You will need salespeople that will understand which usage triggered PQA and how
to apply that information to find a buyer and to enable a buyer to convert them to an opportunity.
You need marketing to educate both the end user or enterprise buyer on why the value of this
enterprise solution is going to make sense to you and you need an analytics team. You need a data
analyst that will continuously dig in the data to find correlative signals that you can test causation
in. Those are the four people.
that you need product, analytics, marketing,
I should say engineering too, obviously,
but I'm bundling them together with product.
Now, it's an evolution, not a revolution.
So if you're starting from sales-led growth,
I would highly suggest of you going to a sales team
and asking for somebody to run a pilot with you.
So don't just throw these leads into the top-down sales process
and assume that everything is going to be just fine.
Attach to yourself a pilot A.E.
So account executive or an SDR and see how that works.
So you kind of separate yourself from the mothership of the sales engine.
And you actually prototype this separately and a little bit of a vacuum, not under pressure of them, top down quota relief.
And if you're in a product-led growth company, then I would suggest do your own sales.

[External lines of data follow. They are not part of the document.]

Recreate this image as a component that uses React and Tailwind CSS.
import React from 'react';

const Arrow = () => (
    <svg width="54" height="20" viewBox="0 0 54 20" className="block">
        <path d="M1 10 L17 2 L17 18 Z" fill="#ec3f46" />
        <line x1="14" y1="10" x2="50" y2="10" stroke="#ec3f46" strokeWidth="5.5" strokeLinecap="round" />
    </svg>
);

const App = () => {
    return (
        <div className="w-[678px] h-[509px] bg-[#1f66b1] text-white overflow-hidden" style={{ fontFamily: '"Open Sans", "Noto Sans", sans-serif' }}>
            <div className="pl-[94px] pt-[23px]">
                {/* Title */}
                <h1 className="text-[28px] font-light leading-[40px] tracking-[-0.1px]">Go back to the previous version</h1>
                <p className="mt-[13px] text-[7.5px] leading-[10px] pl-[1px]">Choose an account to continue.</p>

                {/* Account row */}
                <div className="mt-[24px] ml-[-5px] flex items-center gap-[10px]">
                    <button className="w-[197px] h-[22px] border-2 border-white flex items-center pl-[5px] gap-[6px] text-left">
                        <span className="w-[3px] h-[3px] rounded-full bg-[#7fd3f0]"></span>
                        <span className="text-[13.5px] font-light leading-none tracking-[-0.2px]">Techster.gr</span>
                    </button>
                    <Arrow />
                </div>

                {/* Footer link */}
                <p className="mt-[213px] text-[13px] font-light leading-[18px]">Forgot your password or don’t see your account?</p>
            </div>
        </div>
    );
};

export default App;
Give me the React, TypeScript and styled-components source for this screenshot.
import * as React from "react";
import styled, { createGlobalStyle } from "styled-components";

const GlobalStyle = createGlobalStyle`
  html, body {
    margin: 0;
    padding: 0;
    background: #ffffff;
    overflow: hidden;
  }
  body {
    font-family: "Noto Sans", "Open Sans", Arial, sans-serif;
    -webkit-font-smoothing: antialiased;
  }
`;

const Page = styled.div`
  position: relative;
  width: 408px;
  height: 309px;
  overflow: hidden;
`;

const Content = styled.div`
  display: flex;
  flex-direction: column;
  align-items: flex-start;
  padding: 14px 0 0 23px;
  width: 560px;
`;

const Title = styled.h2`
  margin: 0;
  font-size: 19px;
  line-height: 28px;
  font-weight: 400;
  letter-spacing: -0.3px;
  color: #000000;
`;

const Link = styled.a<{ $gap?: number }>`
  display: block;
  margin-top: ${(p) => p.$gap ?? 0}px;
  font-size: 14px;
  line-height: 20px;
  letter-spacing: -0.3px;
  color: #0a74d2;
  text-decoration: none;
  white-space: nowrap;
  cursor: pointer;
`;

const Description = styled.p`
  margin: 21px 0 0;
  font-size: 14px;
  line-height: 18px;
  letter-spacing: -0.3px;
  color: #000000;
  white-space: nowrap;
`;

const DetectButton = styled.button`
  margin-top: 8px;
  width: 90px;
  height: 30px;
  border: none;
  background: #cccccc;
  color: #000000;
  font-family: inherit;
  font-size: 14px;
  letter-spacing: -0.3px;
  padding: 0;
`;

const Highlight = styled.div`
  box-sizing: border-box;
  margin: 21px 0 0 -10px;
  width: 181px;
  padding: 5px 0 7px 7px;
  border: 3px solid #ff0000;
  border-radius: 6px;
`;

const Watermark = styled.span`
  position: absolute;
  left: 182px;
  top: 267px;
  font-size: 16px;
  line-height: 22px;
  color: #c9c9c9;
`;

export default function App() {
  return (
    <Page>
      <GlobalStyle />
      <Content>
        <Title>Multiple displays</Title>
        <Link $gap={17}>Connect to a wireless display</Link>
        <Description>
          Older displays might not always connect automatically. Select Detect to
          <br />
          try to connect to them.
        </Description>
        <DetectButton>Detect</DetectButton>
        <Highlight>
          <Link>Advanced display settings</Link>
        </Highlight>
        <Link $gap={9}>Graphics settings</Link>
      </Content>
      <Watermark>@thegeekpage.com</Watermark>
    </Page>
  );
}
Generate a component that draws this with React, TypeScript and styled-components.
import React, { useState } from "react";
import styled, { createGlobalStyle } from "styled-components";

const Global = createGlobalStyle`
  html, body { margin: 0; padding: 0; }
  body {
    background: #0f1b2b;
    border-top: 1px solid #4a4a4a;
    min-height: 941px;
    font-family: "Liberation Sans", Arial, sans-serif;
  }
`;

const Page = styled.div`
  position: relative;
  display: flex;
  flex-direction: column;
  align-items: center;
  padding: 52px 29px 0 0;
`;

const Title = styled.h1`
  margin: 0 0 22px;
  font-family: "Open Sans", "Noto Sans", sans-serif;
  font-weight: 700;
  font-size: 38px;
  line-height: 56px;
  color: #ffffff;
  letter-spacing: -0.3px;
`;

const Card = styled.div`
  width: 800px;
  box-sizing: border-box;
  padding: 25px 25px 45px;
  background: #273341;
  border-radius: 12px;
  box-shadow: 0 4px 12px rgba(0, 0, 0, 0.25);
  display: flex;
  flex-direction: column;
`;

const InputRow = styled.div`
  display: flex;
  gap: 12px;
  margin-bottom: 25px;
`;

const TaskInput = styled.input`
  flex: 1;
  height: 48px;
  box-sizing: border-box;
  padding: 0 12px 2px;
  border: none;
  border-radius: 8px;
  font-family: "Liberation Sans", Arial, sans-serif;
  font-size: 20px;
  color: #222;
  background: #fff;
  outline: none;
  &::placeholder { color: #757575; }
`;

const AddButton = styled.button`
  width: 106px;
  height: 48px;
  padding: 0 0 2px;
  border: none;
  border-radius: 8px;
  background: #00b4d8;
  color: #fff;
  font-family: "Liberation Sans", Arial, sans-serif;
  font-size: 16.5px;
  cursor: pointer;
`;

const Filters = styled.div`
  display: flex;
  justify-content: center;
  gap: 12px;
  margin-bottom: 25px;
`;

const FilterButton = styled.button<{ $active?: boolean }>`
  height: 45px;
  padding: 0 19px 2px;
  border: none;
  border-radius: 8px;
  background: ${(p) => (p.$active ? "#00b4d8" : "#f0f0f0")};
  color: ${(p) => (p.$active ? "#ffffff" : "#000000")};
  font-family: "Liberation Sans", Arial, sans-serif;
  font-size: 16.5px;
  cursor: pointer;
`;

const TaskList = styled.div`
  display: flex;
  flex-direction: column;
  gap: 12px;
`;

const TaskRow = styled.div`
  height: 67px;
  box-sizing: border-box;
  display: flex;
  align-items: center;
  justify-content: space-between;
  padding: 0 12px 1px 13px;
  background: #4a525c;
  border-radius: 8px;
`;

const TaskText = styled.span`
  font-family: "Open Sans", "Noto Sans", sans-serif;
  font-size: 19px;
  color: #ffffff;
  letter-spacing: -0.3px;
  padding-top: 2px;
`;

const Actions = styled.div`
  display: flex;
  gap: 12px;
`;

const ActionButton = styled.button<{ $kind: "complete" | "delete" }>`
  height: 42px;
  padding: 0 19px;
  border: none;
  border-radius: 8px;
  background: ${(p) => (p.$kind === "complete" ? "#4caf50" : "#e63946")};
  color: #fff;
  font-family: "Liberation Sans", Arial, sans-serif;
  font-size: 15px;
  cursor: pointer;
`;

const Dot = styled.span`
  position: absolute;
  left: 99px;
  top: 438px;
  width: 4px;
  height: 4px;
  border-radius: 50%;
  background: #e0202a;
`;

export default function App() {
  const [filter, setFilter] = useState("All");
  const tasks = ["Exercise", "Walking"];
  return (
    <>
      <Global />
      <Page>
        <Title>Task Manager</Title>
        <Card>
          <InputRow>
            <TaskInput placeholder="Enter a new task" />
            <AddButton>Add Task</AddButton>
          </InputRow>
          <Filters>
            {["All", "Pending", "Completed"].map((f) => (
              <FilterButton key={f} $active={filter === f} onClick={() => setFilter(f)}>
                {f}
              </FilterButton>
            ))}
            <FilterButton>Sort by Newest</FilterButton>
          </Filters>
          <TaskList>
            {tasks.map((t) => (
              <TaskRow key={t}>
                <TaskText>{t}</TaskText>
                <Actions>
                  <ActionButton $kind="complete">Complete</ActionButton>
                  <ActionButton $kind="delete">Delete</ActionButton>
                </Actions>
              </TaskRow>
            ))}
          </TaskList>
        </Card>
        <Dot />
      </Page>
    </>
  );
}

It's kind of like a founder-led growth.
So like think about it like, hey, you need to close maybe for a couple of deals, you sell first.
So you truly understand what's happening.
I would not get first hand raisers and say,
we can close it unless we have a salesperson.
No, just have somebody on support to do it,
have somebody on finance do it, you do it.
I've been on chat myself plenty of times
trying to close the deals just to understand
what's the sales process for the customers looks like.
And then you can figure out who to actually hire
and who to actually scale.
But for PLS that starts in PLG,
you actually just start with more of blend of an SDR and AE together
because you don't need two separations.
the same person can both outbound to a customer and close them at the same time, and then you can
go into specialization of the role. So start small, start nimble, prove it out, scale along the way,
but have marketing and analytics support you the entire journey.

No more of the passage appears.